Over the last five years, 2,400 IBM employees have been dispatched on almost 200 voluntary aid engagements around the world. The Corporate Service Corps has provided more than US$70 million worth of skilled, pro-bono services since 2008, directly benefiting 140,000 people. Jeffrey Balrak talks about his recent experiences as a Belgian IBMer sent to an emerging part of China.
Balrak’s CSC group were sent to Zhengzhou, a city of 8 million inhabitants in north-central China. Upon arrival, Balrak’s sub-team of three were assigned to two Zhengzhou clients: The local university and a software company. “You really hit the ground running, and we got our first indication of the challenges ahead on our first day at the university,” says Balrak. “This was an IT faculty but they had almost no internet connection. That forced us to recalibrate not just our understanding of IT needs in China, but also what we could do to help.”

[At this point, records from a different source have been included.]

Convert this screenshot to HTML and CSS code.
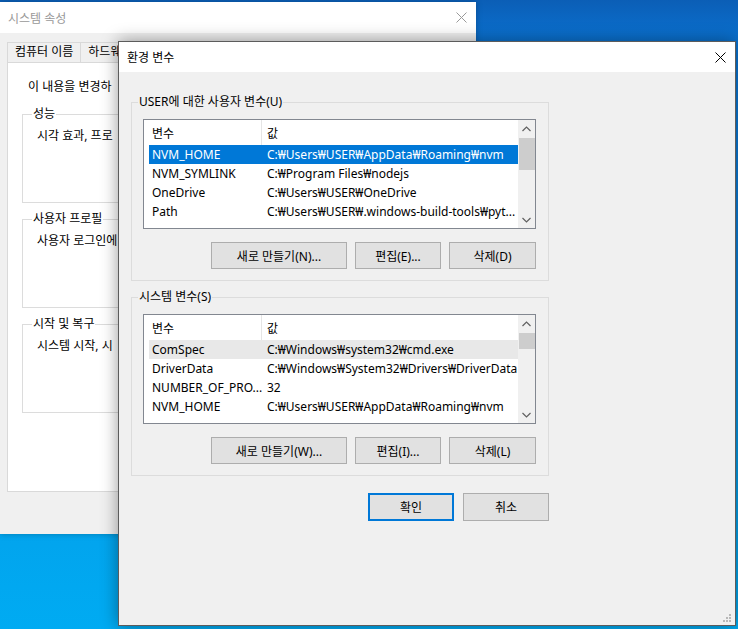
FILE: index.html
```html
<!DOCTYPE html>
<html lang="ko">
  <head>
    <meta charset="UTF-8" />
    <meta name="viewport" content="width=device-width, initial-scale=1.0" />
    <title>환경 변수</title>
    <link rel="stylesheet" href="styles.css">
  </head>
  <body>
    <div class="desktop">
      <!-- 뒤쪽 창: 시스템 속성 (대부분 앞 창에 가려짐) -->
      <div class="window sys-props">
        <div class="titlebar">
          <span class="title">시스템 속성</span>
          <svg class="close" width="11" height="11" viewBox="0 0 11 11">
            <path d="M0.5 0.5L10.5 10.5M10.5 0.5L0.5 10.5" />
          </svg>
        </div>
        <div class="tabs">
          <span class="tab">컴퓨터 이름</span>
          <span class="tab">하드웨</span>
        </div>
        <div class="tab-panel">
          <p class="notice">이 내용을 변경하</p>
          <fieldset class="sys-group">
            <legend>성능</legend>
            <p>시각 효과, 프로</p>
          </fieldset>
          <fieldset class="sys-group">
            <legend>사용자 프로필</legend>
            <p>사용자 로그인에</p>
          </fieldset>
          <fieldset class="sys-group">
            <legend>시작 및 복구</legend>
            <p>시스템 시작, 시</p>
          </fieldset>
        </div>
      </div>

      <!-- 앞쪽 창: 환경 변수 -->
      <div class="window env-vars">
        <div class="titlebar">
          <span class="title">환경 변수</span>
          <svg class="close" width="11" height="11" viewBox="0 0 11 11">
            <path d="M0.5 0.5L10.5 10.5M10.5 0.5L0.5 10.5" />
          </svg>
        </div>
        <div class="env-body">
          <fieldset class="env-group">
            <legend>USER에 대한 사용자 변수(U)</legend>
            <div class="listview">
              <div class="lv-main">
                <div class="lv-head">
                  <span class="col-name">변수</span>
                  <span class="col-value">값</span>
                </div>
                <div class="lv-row selected">
                  <span class="col-name">NVM_HOME</span>
                  <span class="col-value">C:₩Users₩USER₩AppData₩Roaming₩nvm</span>
                </div>
                <div class="lv-row">
                  <span class="col-name">NVM_SYMLINK</span>
                  <span class="col-value">C:₩Program Files₩nodejs</span>
                </div>
                <div class="lv-row">
                  <span class="col-name">OneDrive</span>
                  <span class="col-value">C:₩Users₩USER₩OneDrive</span>
                </div>
                <div class="lv-row">
                  <span class="col-name">Path</span>
                  <span class="col-value">C:₩Users₩USER₩.windows-build-tools₩pyt...</span>
                </div>
              </div>
              <div class="scrollbar">
                <span class="sb-arrow">
                  <svg width="9" height="6" viewBox="0 0 9 6"><path d="M0.5 5L4.5 1L8.5 5" /></svg>
                </span>
                <span class="sb-track"><span class="sb-thumb"></span></span>
                <span class="sb-arrow">
                  <svg width="9" height="6" viewBox="0 0 9 6"><path d="M0.5 1L4.5 5L8.5 1" /></svg>
                </span>
              </div>
            </div>
            <div class="btn-row">
              <button type="button" class="btn btn-new">새로 만들기(N)...</button>
              <button type="button" class="btn btn-edit">편집(E)...</button>
              <button type="button" class="btn btn-del">삭제(D)</button>
            </div>
          </fieldset>

          <fieldset class="env-group">
            <legend>시스템 변수(S)</legend>
            <div class="listview">
              <div class="lv-main">
                <div class="lv-head">
                  <span class="col-name">변수</span>
                  <span class="col-value">값</span>
                </div>
                <div class="lv-row inactive">
                  <span class="col-name">ComSpec</span>
                  <span class="col-value">C:₩Windows₩system32₩cmd.exe</span>
                </div>
                <div class="lv-row">
                  <span class="col-name">DriverData</span>
                  <span class="col-value">C:₩Windows₩System32₩Drivers₩DriverData</span>
                </div>
                <div class="lv-row">
                  <span class="col-name">NUMBER_OF_PRO...</span>
                  <span class="col-value">32</span>
                </div>
                <div class="lv-row">
                  <span class="col-name">NVM_HOME</span>
                  <span class="col-value">C:₩Users₩USER₩AppData₩Roaming₩nvm</span>
                </div>
              </div>
              <div class="scrollbar">
                <span class="sb-arrow">
                  <svg width="9" height="6" viewBox="0 0 9 6"><path d="M0.5 5L4.5 1L8.5 5" /></svg>
                </span>
                <span class="sb-track"><span class="sb-thumb small"></span></span>
                <span class="sb-arrow">
                  <svg width="9" height="6" viewBox="0 0 9 6"><path d="M0.5 1L4.5 5L8.5 1" /></svg>
                </span>
              </div>
            </div>
            <div class="btn-row">
              <button type="button" class="btn btn-new">새로 만들기(W)...</button>
              <button type="button" class="btn btn-edit">편집(I)...</button>
              <button type="button" class="btn btn-del">삭제(L)</button>
            </div>
          </fieldset>

          <div class="dialog-actions">
            <button type="button" class="btn btn-action default">확인</button>
            <button type="button" class="btn btn-action">취소</button>
          </div>
        </div>
        <svg class="grip" width="10" height="10" viewBox="0 0 10 10">
          <rect x="7" y="1" width="2" height="2" />
          <rect x="4" y="4" width="2" height="2" />
          <rect x="7" y="4" width="2" height="2" />
          <rect x="1" y="7" width="2" height="2" />
          <rect x="4" y="7" width="2" height="2" />
          <rect x="7" y="7" width="2" height="2" />
        </svg>
      </div>
    </div>
  </body>
</html>
```

FILE: styles.css
```css
* {
  box-sizing: border-box;
}

body {
  margin: 0;
  font-family: "Noto Sans", "Noto Sans CJK KR", sans-serif;
  font-size: 12px;
  color: #000;
}

.desktop {
  width: 738px;
  height: 629px;
  position: relative;
  overflow: hidden;
  background: linear-gradient(180deg, #0b5eb6 0%, #0a76d6 8%, #0a80dc 40%, #03a2ec 80%, #00abf2 100%);
}

.window {
  position: absolute;
  background: #f0f0f0;
}

.titlebar {
  display: flex;
  align-items: center;
  justify-content: space-between;
  background: #fff;
  padding: 0 9px 0 8px;
}

.close path {
  stroke-width: 1;
  fill: none;
}

/* 시스템 속성 (비활성 창) */
.sys-props {
  left: 0;
  top: 2px;
  width: 476px;
  height: 532px;
  box-shadow: 0 0 6px rgba(0, 0, 0, 0.25);
}

.sys-props .titlebar {
  height: 31px;
}

.sys-props .title {
  color: #999;
}

.sys-props .close path {
  stroke: #999;
}

.tabs {
  display: flex;
  margin: 9px 0 0 7px;
  height: 20px;
}

.tab {
  padding: 0 7px;
  line-height: 18px;
  border: 1px solid #d9d9d9;
  border-bottom: none;
  margin-right: -1px;
  background: #f0f0f0;
  white-space: nowrap;
}

.tab-panel {
  margin: 0 7px;
  height: 430px;
  background: #fff;
  border: 1px solid #d9d9d9;
  padding: 0 14px;
}

.notice {
  margin: 16px 0 0 6px;
  line-height: 16px;
  white-space: nowrap;
}

.sys-group {
  margin: 11px 0 0;
  border: 1px solid #dcdcdc;
  padding: 6px 14px 0;
}

.sys-group + .sys-group {
  margin-top: 8px;
}

.sys-group legend {
  padding: 0 1px;
  margin-left: -5px;
  line-height: 16px;
}

.sys-group p {
  margin: 0;
  height: 74px;
  line-height: 16px;
  white-space: nowrap;
}

/* 환경 변수 (활성 창) */
.env-vars {
  left: 118px;
  top: 41px;
  width: 618px;
  height: 585px;
  border: 1px solid #5c5c5c;
  box-shadow: 0 0 16px rgba(0, 0, 0, 0.4);
}

.env-vars .titlebar {
  height: 30px;
}

.env-vars .close path {
  stroke: #000;
}

.env-body {
  padding: 22px 0 0 12px;
}

.env-group {
  width: 418px;
  margin: 0;
  border: 1px solid #dcdcdc;
  padding: 9px 11px 11px;
}

.env-group + .env-group {
  margin-top: 8px;
}

.env-group legend {
  padding: 0 1px;
  margin-left: -5px;
  line-height: 16px;
}

.listview {
  display: flex;
  width: 393px;
  height: 110px;
  border: 1px solid #828790;
  background: #fff;
}

.lv-main {
  flex: 1;
  min-width: 0;
  overflow: hidden;
}

.lv-head {
  display: flex;
  height: 25px;
  padding-left: 5px;
}

.lv-row {
  display: flex;
  height: 19px;
  line-height: 19px;
  margin-left: 5px;
}

.lv-row.selected {
  background: #0078d7;
  color: #fff;
}

.lv-row.inactive {
  background: #e8e8e8;
}

.col-name {
  width: 113px;
  flex-shrink: 0;
  padding-left: 3px;
  white-space: nowrap;
  overflow: hidden;
}

.col-value {
  flex: 1;
  min-width: 0;
  padding-left: 5px;
  white-space: nowrap;
  overflow: hidden;
}

.lv-head span {
  display: flex;
  align-items: center;
}

.lv-head .col-name {
  border-right: 1px solid #e5e5e5;
}

.scrollbar {
  width: 17px;
  display: flex;
  flex-direction: column;
  background: #f0f0f0;
}

.sb-arrow {
  height: 17px;
  display: flex;
  align-items: center;
  justify-content: center;
}

.sb-arrow path {
  fill: none;
  stroke: #606060;
  stroke-width: 1.2;
}

.sb-track {
  flex: 1;
}

.sb-thumb {
  display: block;
  height: 32px;
  margin: 1px 0 0 1px;
  background: #cdcdcd;
}

.sb-thumb.small {
  height: 16px;
}

.btn-row {
  display: flex;
  justify-content: flex-end;
  gap: 8px;
  width: 393px;
  margin-top: 13px;
}

.btn {
  font-family: inherit;
  font-size: 12px;
  color: #000;
  height: 27px;
  padding: 0;
  background: #e1e1e1;
  border: 1px solid #adadad;
}

.btn-new {
  width: 136px;
}

.btn-edit {
  width: 86px;
}

.btn-del {
  width: 87px;
}

.dialog-actions {
  display: flex;
  justify-content: flex-end;
  gap: 9px;
  width: 418px;
  margin-top: 17px;
}

.btn-action {
  width: 86px;
  height: 28px;
}

.btn-action.default {
  border: 2px solid #0078d7;
}

.grip {
  position: absolute;
  right: 3px;
  bottom: 2px;
}

.grip rect {
  fill: #b8b8b8;
}
```
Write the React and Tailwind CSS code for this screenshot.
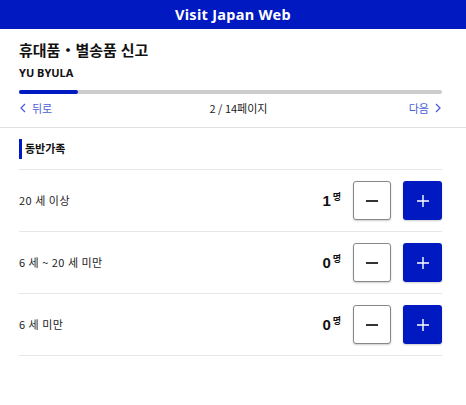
const rows = [
  { label: "20 세 이상", count: 1 },
  { label: "6 세 ~ 20 세 미만", count: 0 },
  { label: "6 세 미만", count: 0 },
];

function Chevron({ dir }) {
  return (
    <svg width="8" height="10" viewBox="0 0 8 10" fill="none" stroke="currentColor" strokeWidth="1.3">
      {dir === "left" ? <path d="M6 1 L2 5 L6 9" /> : <path d="M2 1 L6 5 L2 9" />}
    </svg>
  );
}

const kr = { fontFamily: '"Noto Sans CJK KR", sans-serif' };

export default function App() {
  return (
    <div
      className="w-[466px] h-[405px] bg-white text-[#111]"
      style={{ fontFamily: '"Noto Sans", "Noto Sans CJK KR", sans-serif' }}
    >
      <header className="h-[29px] bg-[#0019c0] flex items-center justify-center">
        <span className="text-white font-bold text-[14.5px] tracking-[0.3px]">Visit Japan Web</span>
      </header>

      <div className="pl-[19px] pr-[24px] pt-[10px]">
        <h1 className="text-[15px] font-bold leading-[22px]">휴대품・별송품 신고</h1>
        <p className="text-[11px] font-bold leading-[16px] mt-[4px]">YU BYULA</p>
        <div className="mt-[9px] h-[4px] rounded-full bg-[#cccccc]">
          <div className="h-full w-[59px] rounded-full bg-[#0019c0]" />
        </div>
        <div className="flex items-center justify-between h-[26px] mt-[1px] text-[11px]" style={kr}>
          <span className="flex items-center gap-[5px] text-[#4b5ed6]">
            <Chevron dir="left" /> 뒤로
          </span>
          <span className="text-[#222] ml-[16px]">2 / 14페이지</span>
          <span className="flex items-center gap-[5px] text-[#4b5ed6]">
            다음 <Chevron dir="right" />
          </span>
        </div>
      </div>
      <div className="h-px bg-[#e0e0e0] mt-[6px]" />

      <div className="pl-[19px] pr-[24px]">
        <div className="flex items-center h-[42px] border-b border-[#e6e6e6]">
          <div className="w-[3px] h-[20px] bg-[#0019c0] mr-[3px]" />
          <span className="text-[11px] font-bold" style={kr}>동반가족</span>
        </div>
        {rows.map((r) => (
          <div key={r.label} className="flex items-center h-[62px] border-b border-[#e6e6e6]">
            <span className="text-[11px] tracking-[0.5px] text-[#222] flex-1" style={kr}>{r.label}</span>
            <span className="flex items-start mr-[12px]" style={{ fontFamily: '"Liberation Sans", "Noto Sans CJK KR", sans-serif' }}>
              <span className="text-[15px] font-bold leading-[18px]">{r.count}</span>
              <span className="text-[9px] font-bold leading-[10px] ml-[2px]">명</span>
            </span>
            <button className="w-[38px] h-[39px] rounded-[3px] border border-[#888] bg-white shadow-[0_1px_2px_rgba(0,0,0,0.2)] flex items-center justify-center">
              <span className="block w-[12px] h-[2px] bg-[#333]" />
            </button>
            <button className="ml-[12px] w-[39px] h-[39px] rounded-[3px] bg-[#0019c0] shadow-[0_1px_2px_rgba(0,0,0,0.2)] flex items-center justify-center">
              <svg width="12" height="12" viewBox="0 0 12 12" stroke="white" strokeWidth="1.4">
                <path d="M6 0 V12 M0 6 H12" />
              </svg>
            </button>
          </div>
        ))}
      </div>
    </div>
  );
}
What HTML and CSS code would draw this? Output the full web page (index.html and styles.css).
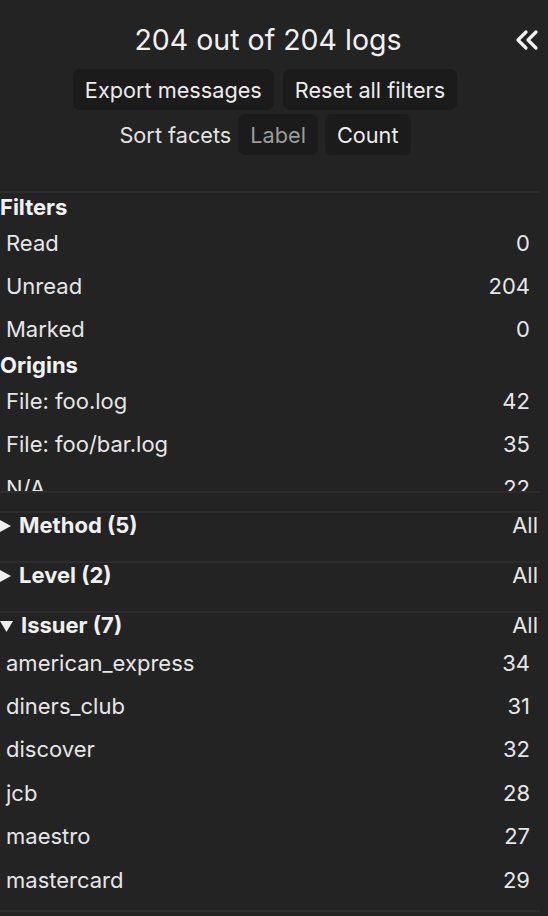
FILE: index.html
```html
<!DOCTYPE html>
<html>
<head>
<meta charset="utf-8">
<link rel="stylesheet" href="styles.css">
</head>
<body>
<div class="sidebar">
  <header class="top">
    <div class="title-row">
      <h1 class="title">204 out of 204 logs</h1>
      <button class="collapse" aria-label="Collapse">
        <svg width="26" height="22" viewBox="0 0 26 22"><path d="M12 3 L4 11 L12 19 M22 3 L14 11 L22 19" fill="none" stroke="#f2f2f2" stroke-width="3.2" stroke-linecap="round" stroke-linejoin="round"/></svg>
      </button>
    </div>
    <div class="btn-row">
      <button class="btn">Export messages</button>
      <button class="btn">Reset all filters</button>
    </div>
    <div class="btn-row sort-row">
      <span class="sort-label">Sort facets</span>
      <button class="btn dim">Label</button>
      <button class="btn">Count</button>
    </div>
  </header>

  <div class="sep"></div>

  <div class="panel">
    <div class="group-title">Filters</div>
    <div class="row"><span>Read</span><span>0</span></div>
    <div class="row"><span>Unread</span><span>204</span></div>
    <div class="row"><span>Marked</span><span>0</span></div>
    <div class="group-title">Origins</div>
    <div class="row"><span>File: foo.log</span><span>42</span></div>
    <div class="row"><span>File: foo/bar.log</span><span>35</span></div>
    <div class="row"><span>N/A</span><span>22</span></div>
  </div>

  <section class="facet collapsed">
    <div class="facet-head"><span class="name"><svg class="tri" width="19" height="14" viewBox="0 0 19 14"><path d="M0 1 L11 7 L0 13 Z" fill="#f0f0f0"/></svg>Method (5)</span><span class="all">All</span></div>
  </section>
  <section class="facet collapsed">
    <div class="facet-head"><span class="name"><svg class="tri" width="19" height="14" viewBox="0 0 19 14"><path d="M0 1 L11 7 L0 13 Z" fill="#f0f0f0"/></svg>Level (2)</span><span class="all">All</span></div>
  </section>
  <section class="facet open">
    <div class="facet-head"><span class="name"><svg class="tri" width="21" height="14" viewBox="0 0 21 14"><path d="M0 2 L13 2 L6.5 13 Z" fill="#f0f0f0"/></svg>Issuer (7)</span><span class="all">All</span></div>
    <div class="row"><span>american_express</span><span>34</span></div>
    <div class="row"><span>diners_club</span><span>31</span></div>
    <div class="row"><span>discover</span><span>32</span></div>
    <div class="row"><span>jcb</span><span>28</span></div>
    <div class="row"><span>maestro</span><span>27</span></div>
    <div class="row"><span>mastercard</span><span>29</span></div>
  </section>
  <div class="sep bottom"></div>
</div>
</body>
</html>
```

FILE: styles.css
```css
html, body {
  margin: 0;
  padding: 0;
  background: #232323;
  height: 100%;
  overflow: hidden;
}
body {
  font-family: Inter, "Noto Sans", sans-serif;
  color: #e9e9e9;
}
.sidebar {
  width: 540px;
  display: flex;
  flex-direction: column;
}
.top {
  width: 530px;
  padding-top: 20px;
  display: flex;
  flex-direction: column;
  align-items: center;
}
.title-row {
  position: relative;
  width: 100%;
  display: flex;
  justify-content: center;
}
.title {
  margin: 0 0 0 6px;
  font-size: 28.5px;
  font-weight: 400;
  line-height: 40px;
  color: #f0f0f0;
}
.collapse {
  position: absolute;
  right: -10px;
  top: 9px;
  padding: 0;
  border: 0;
  background: none;
  display: flex;
}
.btn-row {
  display: flex;
  gap: 9px;
  align-items: center;
  margin-top: 9px;
}
.sort-row {
  margin-top: 4px;
  gap: 7px;
}
.btn {
  font-family: inherit;
  font-size: 21.7px;
  color: #ececec;
  background: #1b1b1b;
  border: 0;
  border-radius: 7px;
  height: 41px;
  padding: 0 12px;
}
.btn.dim {
  color: #9c9c9c;
}
.sort-label {
  font-size: 21.7px;
  color: #e2e2e2;
}
.sep {
  height: 2px;
  background: #2c2c2c;
  margin-top: 36px;
  width: 540px;
}
.sep.bottom {
  margin-top: 9px;
}
.panel {
  height: 298px;
  overflow: hidden;
  border-bottom: 2px solid #2c2c2c;
}
.group-title {
  font-weight: 700;
  font-size: 22px;
  line-height: 28px;
  color: #f2f2f2;
}
.row {
  display: flex;
  justify-content: space-between;
  align-items: center;
  height: 43.4px;
  font-size: 22px;
  padding: 0 10px 0 6px;
  color: #e6e6e6;
}
.facet {
  border-top: 2px solid #2c2c2c;
}
.facet.collapsed {
  padding-bottom: 24px;
}
.panel + .facet {
  margin-top: 18px;
}
.facet-head {
  display: flex;
  justify-content: space-between;
  align-items: center;
  line-height: 24px;
  font-size: 22px;
}
.facet.open .facet-head {
  margin-bottom: 4px;
}
.name {
  font-weight: 700;
  color: #f0f0f0;
  display: flex;
  align-items: center;
}
.tri {
  flex: none;
  margin-top: 2px;
}
.all {
  font-weight: 400;
  color: #e6e6e6;
  padding-right: 2px;
}
```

With only four weeks for each CSC intervention, teams have to work quickly to understand how best to utilize their skillsets. “The IT professors told us that the greatest contribution we could offer would be as guest lecturers.” For the next month, therefore, the team spoke daily to upwards of 500 students on topics like IT career planning, industry trends, management consulting, and data mining and analytics.
The nature of self-sacrifice
Cultural pre-conceptions were quickly overturned and forced the group to understand the nature of IT careers in China in radically different terms to their own experiences. “Many students were telling us that they were not interested in programming. As we dug deeper, we found out why: Students who achieve good grades in high school exams get their choice of university courses. Those who don’t are assigned places on IT courses. So, many were studying IT because they had no other option. That forced us to radically rethink the motivational advice we were giving. We had to switch from sharing high-level industry challenges to encouragement and enthusiasm, pointing out all the benefits of a technology career.”
The greatest learning for Balrak was an ideological one. “Obviously, the students’ lack of choice is not a model we can appreciate in Europe. But it fits with something inspirational about China; something that has enabled its massive growth in recent years and has been true throughout history: The notion of collective endeavour. You get a clear sense every day that an ideology of ‘selfless sacrifice for the greater good’ runs deep throughout the country and is part of its core identity.”
Navigating cultural issues of ‘face’
The second half of Balrak’s team’s remit was to work with a young, mid-sized IT company. “The contrast is a perfect example of what the CSC does, because we went from advising internet-deprived students on the value of IT careers to working with this creative software company, where the focus was very much on business development.”
Again, it was the cultural differences that raised most eyebrows: “Employees were very eager to understand what their business was. They felt it lacked a definable culture. Simultaneously, staff satisfaction was very low. Asian business tends to carry rigid social hierarchies, as well as a strong sense of ‘face’. So we realised that the message about employee dissatisfaction was not getting through to senior managers, because people didn’t want to challenge ‘upwards’ in the company to express the culture and guidance that was missing. It required some finesse from us to get that consultancy advice through to the leadership in the right way – without destroying their ability to retain ‘face’.”
The skills to move your career forward
When Balrak found out, upon leaving China, that he had been promoted into a new role back in Brussels, it was the icing on the cake. “It felt like perfect timing. In that one month, I had learned new skills, taken on a real leadership role and had had a rapid immersion into the management consulting skillset. By the time I came back, I was ready to capitalize on that and push forward further with my career. It all came together very nicely.”